Serwotka a dénoncé la mort d’environ 125 Palestiniens, tués par des soldats israéliens au cours d’émeutes violentes sur la frontière avec Gaza. Le Hamas et d’autres groupes terroristes ont ultérieurement affirmé que des douzaines de morts étaient membres de leurs groupes. Le chef syndical a ensuite déclaré que les victimes incluaient « de nombreux, très nombreux enfants… Des civils non-armés et innocents ».
« Est-ce que ce n’est pas un drôle de monde que celui où au lieu de nous tenir sur le front, de dénoncer ces atrocités, de demander un état indépendant et souverain pour le peuple palestinien, nous passons l’été à nous demander si les dirigeants du Labour sont d’une manière ou d’une autre antisémites ? », s’est-il interrogé.

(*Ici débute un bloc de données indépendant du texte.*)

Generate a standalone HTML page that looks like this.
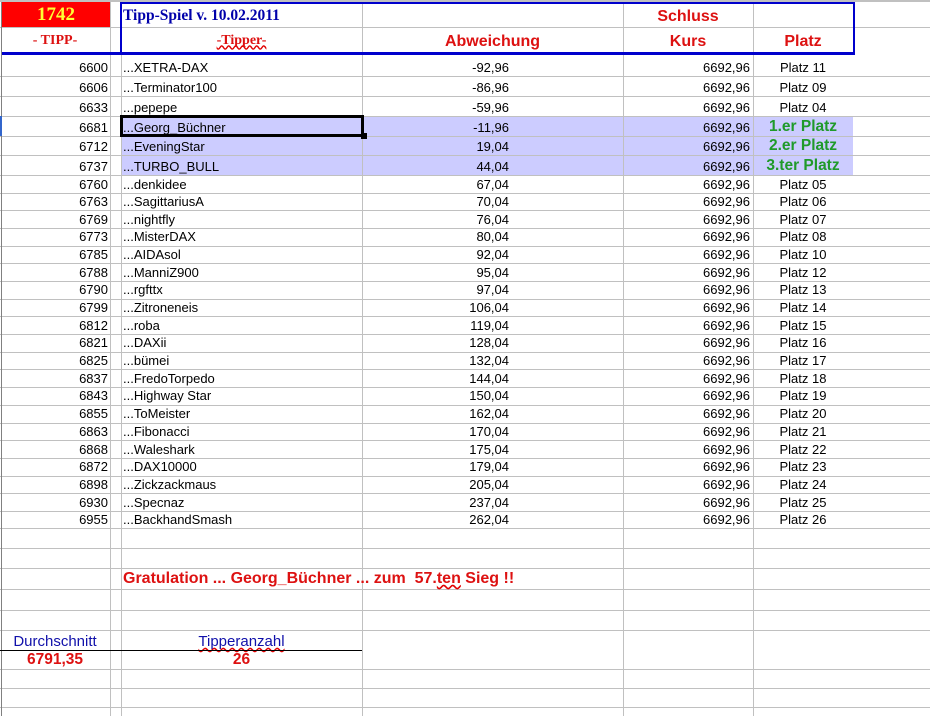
<!DOCTYPE html>
<html><head><meta charset="utf-8">
<style>
*{margin:0;padding:0;box-sizing:border-box}
body{width:930px;height:716px;background:#fff;position:relative;overflow:hidden;font-family:"Liberation Sans",Arial,sans-serif;font-size:13px;color:#000}
.h{position:absolute;left:0;width:930px;height:1px;background:#c0c0c0}
.v{position:absolute;top:0;width:1px;height:716px;background:#c0c0c0}
.r{position:absolute;left:0;width:930px}
.r div{position:absolute;top:0;height:100%;display:flex;align-items:center;white-space:nowrap}
.a{left:0;width:108px;justify-content:flex-end}
.n{left:123px}
.d{left:362px;width:147px;justify-content:flex-end}
.k{left:623px;width:127px;justify-content:flex-end}
.p{left:753px;width:100px;justify-content:center}
.g{color:#1f9a2a;font-weight:bold;font-size:15.5px}
.hl{position:absolute;left:121px;width:732px;background:#ccccff}
.sq{text-decoration:underline wavy #e00000;text-decoration-skip-ink:none}
</style></head><body>
<div class="hl" style="top:116px;height:59px"></div>
<div class="h" style="top:27px"></div>
<div class="h" style="top:76px"></div><div class="h" style="top:96px"></div><div class="h" style="top:116px"></div><div class="h" style="top:136px"></div><div class="h" style="top:155px"></div><div class="h" style="top:175px"></div>
<div class="h" style="top:193px"></div><div class="h" style="top:210px"></div><div class="h" style="top:228px"></div><div class="h" style="top:246px"></div><div class="h" style="top:263px"></div><div class="h" style="top:281px"></div><div class="h" style="top:299px"></div><div class="h" style="top:316px"></div><div class="h" style="top:334px"></div><div class="h" style="top:352px"></div><div class="h" style="top:369px"></div><div class="h" style="top:387px"></div><div class="h" style="top:405px"></div><div class="h" style="top:423px"></div><div class="h" style="top:440px"></div><div class="h" style="top:458px"></div><div class="h" style="top:476px"></div><div class="h" style="top:493px"></div><div class="h" style="top:511px"></div><div class="h" style="top:528px"></div>
<div class="h" style="top:548px"></div><div class="h" style="top:568px"></div><div class="h" style="top:589px"></div><div class="h" style="top:610px"></div><div class="h" style="top:630px"></div><div class="h" style="top:669px"></div><div class="h" style="top:688px"></div><div class="h" style="top:707px"></div>
<div class="v" style="left:1px;background:#808080"></div>
<div class="v" style="left:110px"></div><div class="v" style="left:121px;top:54px;height:662px"></div>
<div class="v" style="left:362px"></div><div class="v" style="left:623px"></div><div class="v" style="left:753px"></div>
<div class="v" style="left:853px;height:54px"></div>
<div style="position:absolute;left:0;top:0;width:930px;height:2px;background:#c0c0c0"></div>
<div style="position:absolute;left:2px;top:2px;width:108px;height:25px;background:#ff0000;color:#ffff33;font:bold 19px 'Liberation Serif',serif;display:flex;align-items:center;justify-content:center">1742</div>
<div style="position:absolute;left:120px;top:2px;width:735px;height:52px;border:2px solid #0000cc;border-bottom:none"></div>
<div style="position:absolute;left:2px;top:52px;width:853px;height:2.5px;background:#0000cc"></div>
<div style="position:absolute;left:123px;top:4px;height:23px;display:flex;align-items:center;color:#0000aa;font:bold 15.5px 'Liberation Serif',serif;white-space:nowrap">Tipp-Spiel v. 10.02.2011</div>
<div style="position:absolute;left:0;top:29px;width:110px;height:23px;display:flex;align-items:center;justify-content:center;color:#dd1111;font:bold 14px 'Liberation Serif',serif">- TIPP-</div>
<div style="position:absolute;left:121px;top:29px;width:241px;height:23px;display:flex;align-items:center;justify-content:center;color:#dd1111;font:bold 14px 'Liberation Serif',serif"><span class="sq">-Tipper-</span></div>
<div style="position:absolute;left:362px;top:29px;width:261px;height:26px;display:flex;align-items:center;justify-content:center;color:#dd1111;font:bold 16px 'Liberation Sans',sans-serif">Abweichung</div>
<div style="position:absolute;left:623px;top:4px;width:130px;height:26px;display:flex;align-items:center;justify-content:center;color:#dd1111;font:bold 16px 'Liberation Sans',sans-serif">Schluss</div>
<div style="position:absolute;left:623px;top:29px;width:130px;height:26px;display:flex;align-items:center;justify-content:center;color:#dd1111;font:bold 16px 'Liberation Sans',sans-serif">Kurs</div>
<div style="position:absolute;left:753px;top:29px;width:100px;height:26px;display:flex;align-items:center;justify-content:center;color:#dd1111;font:bold 16px 'Liberation Sans',sans-serif">Platz</div>
<div class="r" style="top:57px;height:20px"><div class="a">6600</div><div class="n">...XETRA-DAX</div><div class="d">-92,96</div><div class="k">6692,96</div><div class="p">Platz 11</div></div>
<div class="r" style="top:77px;height:20px"><div class="a">6606</div><div class="n">...Terminator100</div><div class="d">-86,96</div><div class="k">6692,96</div><div class="p">Platz 09</div></div>
<div class="r" style="top:97px;height:20px"><div class="a">6633</div><div class="n">...pepepe</div><div class="d">-59,96</div><div class="k">6692,96</div><div class="p">Platz 04</div></div>
<div class="r" style="top:117px;height:20px"><div class="a">6681</div><div class="n">...Georg_Büchner</div><div class="d">-11,96</div><div class="k">6692,96</div><div class="p g">1.er Platz</div></div>
<div class="r" style="top:136px;height:20px"><div class="a">6712</div><div class="n">...EveningStar</div><div class="d">19,04</div><div class="k">6692,96</div><div class="p g">2.er Platz</div></div>
<div class="r" style="top:156px;height:20px"><div class="a">6737</div><div class="n">...TURBO_BULL</div><div class="d">44,04</div><div class="k">6692,96</div><div class="p g">3.ter Platz</div></div>
<div class="r" style="top:176px;height:17px"><div class="a">6760</div><div class="n">...denkidee</div><div class="d">67,04</div><div class="k">6692,96</div><div class="p">Platz 05</div></div>
<div class="r" style="top:193px;height:17px"><div class="a">6763</div><div class="n">...SagittariusA</div><div class="d">70,04</div><div class="k">6692,96</div><div class="p">Platz 06</div></div>
<div class="r" style="top:211px;height:17px"><div class="a">6769</div><div class="n">...nightfly</div><div class="d">76,04</div><div class="k">6692,96</div><div class="p">Platz 07</div></div>
<div class="r" style="top:228px;height:17px"><div class="a">6773</div><div class="n">...MisterDAX</div><div class="d">80,04</div><div class="k">6692,96</div><div class="p">Platz 08</div></div>
<div class="r" style="top:246px;height:17px"><div class="a">6785</div><div class="n">...AIDAsol</div><div class="d">92,04</div><div class="k">6692,96</div><div class="p">Platz 10</div></div>
<div class="r" style="top:264px;height:17px"><div class="a">6788</div><div class="n">...ManniZ900</div><div class="d">95,04</div><div class="k">6692,96</div><div class="p">Platz 12</div></div>
<div class="r" style="top:281px;height:17px"><div class="a">6790</div><div class="n">...rgfttx</div><div class="d">97,04</div><div class="k">6692,96</div><div class="p">Platz 13</div></div>
<div class="r" style="top:299px;height:17px"><div class="a">6799</div><div class="n">...Zitroneneis</div><div class="d">106,04</div><div class="k">6692,96</div><div class="p">Platz 14</div></div>
<div class="r" style="top:317px;height:17px"><div class="a">6812</div><div class="n">...roba</div><div class="d">119,04</div><div class="k">6692,96</div><div class="p">Platz 15</div></div>
<div class="r" style="top:334px;height:17px"><div class="a">6821</div><div class="n">...DAXii</div><div class="d">128,04</div><div class="k">6692,96</div><div class="p">Platz 16</div></div>
<div class="r" style="top:352px;height:17px"><div class="a">6825</div><div class="n">...bümei</div><div class="d">132,04</div><div class="k">6692,96</div><div class="p">Platz 17</div></div>
<div class="r" style="top:370px;height:17px"><div class="a">6837</div><div class="n">...FredoTorpedo</div><div class="d">144,04</div><div class="k">6692,96</div><div class="p">Platz 18</div></div>
<div class="r" style="top:387px;height:17px"><div class="a">6843</div><div class="n">...Highway Star</div><div class="d">150,04</div><div class="k">6692,96</div><div class="p">Platz 19</div></div>
<div class="r" style="top:405px;height:17px"><div class="a">6855</div><div class="n">...ToMeister</div><div class="d">162,04</div><div class="k">6692,96</div><div class="p">Platz 20</div></div>
<div class="r" style="top:423px;height:17px"><div class="a">6863</div><div class="n">...Fibonacci</div><div class="d">170,04</div><div class="k">6692,96</div><div class="p">Platz 21</div></div>
<div class="r" style="top:441px;height:17px"><div class="a">6868</div><div class="n">...Waleshark</div><div class="d">175,04</div><div class="k">6692,96</div><div class="p">Platz 22</div></div>
<div class="r" style="top:458px;height:17px"><div class="a">6872</div><div class="n">...DAX10000</div><div class="d">179,04</div><div class="k">6692,96</div><div class="p">Platz 23</div></div>
<div class="r" style="top:476px;height:17px"><div class="a">6898</div><div class="n">...Zickzackmaus</div><div class="d">205,04</div><div class="k">6692,96</div><div class="p">Platz 24</div></div>
<div class="r" style="top:494px;height:17px"><div class="a">6930</div><div class="n">...Specnaz</div><div class="d">237,04</div><div class="k">6692,96</div><div class="p">Platz 25</div></div>
<div class="r" style="top:511px;height:17px"><div class="a">6955</div><div class="n">...BackhandSmash</div><div class="d">262,04</div><div class="k">6692,96</div><div class="p">Platz 26</div></div>
<div style="position:absolute;left:120px;top:115px;width:244px;height:22px;border:3px solid #000"></div>
<div style="position:absolute;left:361px;top:133px;width:6px;height:6px;background:#000"></div>
<div style="position:absolute;left:0;top:116px;width:2px;height:20px;background:#3366cc"></div>
<div style="position:absolute;left:123px;top:569px;height:20px;display:flex;align-items:center;color:#dd1111;font-weight:bold;font-size:16px;white-space:nowrap">Gratulation ... Georg_Büchner ... zum &nbsp;57.<span class="sq">ten</span>&nbsp;Sieg !!</div>
<div style="position:absolute;left:0;top:630px;width:110px;height:20px;display:flex;align-items:flex-end;justify-content:center;color:#1010aa;font-size:15px">Durchschnitt</div>
<div style="position:absolute;left:121px;top:630px;width:241px;height:20px;display:flex;align-items:flex-end;justify-content:center;color:#1010aa;font-size:15px"><span class="sq">Tipperanzahl</span></div>
<div style="position:absolute;left:0;top:650px;width:362px;height:1px;background:#000"></div>
<div style="position:absolute;left:0;top:651px;width:110px;height:18px;display:flex;align-items:center;justify-content:center;color:#dd1111;font-weight:bold;font-size:15.5px">6791,35</div>
<div style="position:absolute;left:121px;top:651px;width:241px;height:18px;display:flex;align-items:center;justify-content:center;color:#dd1111;font-weight:bold;font-size:15.5px">26</div>
</body></html>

Serwotka avait été expulsé du parti travailliste pendant les années 1990 en raison de son adhésion au groupe d’extrême-gauche de l’Alliance pour la liberté des travailleurs. Il est revenu au sein du parti après que Corbyn a été nommé à sa tête.
Les propos de Serwotka ont été dénoncés par des groupes pro-israéliens et par ceux qui s’opposent à l’antisémitisme au sein du Labour.
« Les paroles de M. Serwotka sont méprisables. Il y a un problème d’antisémitisme dans le parti à cause des antisémites et de l’incapacité de Jeremy Corbyn à les gérer, pas à cause d’Israël », a dit Jennifer Gerber, présidente du mouvement Labour Friends of Israel.
« Que le secrétaire-général d’un syndicat majeur fasse allusion aux théories du complot tout en attribuant aux Juifs la responsabilité de leur propre persécution montre l’ampleur du problème que nous constatons aujourd’hui à gauche », a-t-elle ajouté.
Un porte-parole du mouvement Labour Against Antisemitism a indiqué que le discours de Serwotka montrait combien l’antisémitisme était ancré au coeur du parti.
« Laisser entendre que le gouvernement israélien est d’une manière ou d’une autre responsable de la crise de l’antisémitisme au Labour qui a déchiré le parti du Labour est un mensonge sans fondement », a dit Euan Philipps.
« Ces propos rejettent froidement les inquiétudes graves et légitimes de la communauté juive tout en s’appuyant sur des tropes antisémites (notamment la double loyauté et la théorie du complot) pour détourner l’attention de ce qui est un problème reconnu de discrimination contre les Juifs dans la gauche politique ».
Il a qualifié « d’absurde »et « d’offensante » cette théorie et il a réclamé la démission de Serwotka de son poste.
Prenant la parole lors du même événement, Hugh Lanning, du mouvement Palestine Solidarity Campaign a dit qu’Israël était « un État raciste », venant défier la définition de l’antisémitisme mise au point par l’IHRA (Holocaust Remembrance Alliance) qui a été récemment adoptée par le parti du Labour, a fait savoir le journal The Independent.
« S’il agit et se comporte comme un État d’apartheid, nous devons le qualifier d’État apartheid – et ne pas avoir peur de le faire », a-t-il dit sous les applaudissements.
Il a demandé le boycott de l’État juif, disant à ses délégués de « marquer le tournant » de façon à ce que les syndicats et le parti travailliste acceptent cette politique.
La crise de l’antisémitisme au sein du Labour – et notamment son incapacité, jusqu’au début du mois, d’approuver la définition de l’antisémitisme mise au point par l’IHRA – a causé un clivage majeur dans ses rangs et a amené les Juifs à exprimer leur crainte concernant leur avenir dans le pays.
Presque 40 % des Juifs britanniques « réfléchiraient sérieusement à émigrer » si Corbyn devait devenir Premier ministre, selon un sondage récent réalisé par le Jewish Chronicle.